La mossa decisiva la piazzò Valcareggi alla vigilia, cambiando cinque giocatori rispetto alla prima gara. Piazzò De Sisti al posto di Juliano, rimise Mazzola e recuperò Riva, che andò a sostituire Prati e che si piazzò, in attacco, accanto ad Anastasi, idolo di ogni tifoso meridionale e alla seconda presenza in azzurro. In mezz’ora, proprio Riva e Anastasi chiusero il conto. Il primo segnò di sinistro, lesto e rapido, l’altro infilò la porta jugoslava con tiro al volo in semirovesciata, bellissima rete che spense le velleità di una squadra già provata, stanca e acciaccata. Al fischio finale dello spagnolo Ortiz de Mendibil, sugli spalti dell’Olimpico si accesero migliaia di torce con i giornali. Uno spettacolo di calore e di amore eccezionali, che cancellavano gli anni difficili dai quali veniva il calcio nostrano. Esattamente come avviene oggi, con la richiesta a Mancini di cancellare a Wembley l’amarezza del Mondiale mancato e un decennio di digiuno internazionale per i nostri club.
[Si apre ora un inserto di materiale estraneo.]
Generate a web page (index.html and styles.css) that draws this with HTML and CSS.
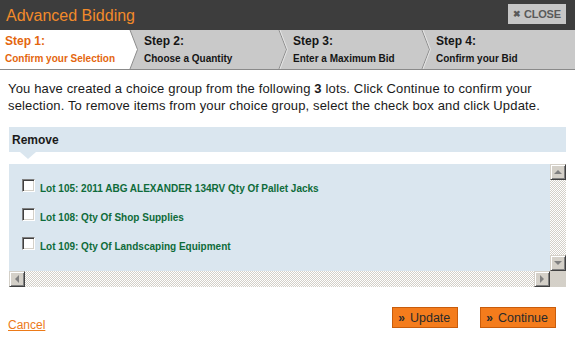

La notte del 10 giugno di 53 anni fa, un tempo ormai troppo lontano, l’Italia scese in piazza per festeggiare. Ciò che vorremmo fare nuovamente domenica, ricordando nella circostanza quella squadra azzurra che ci portò il primo titolo. Quasi fosse una filastrocca: Zoff, Burgnich, Facchetti; Rosato, Salvadore, Castano; Domenghini, Rivera, Anastasi, De Sisti, Riva.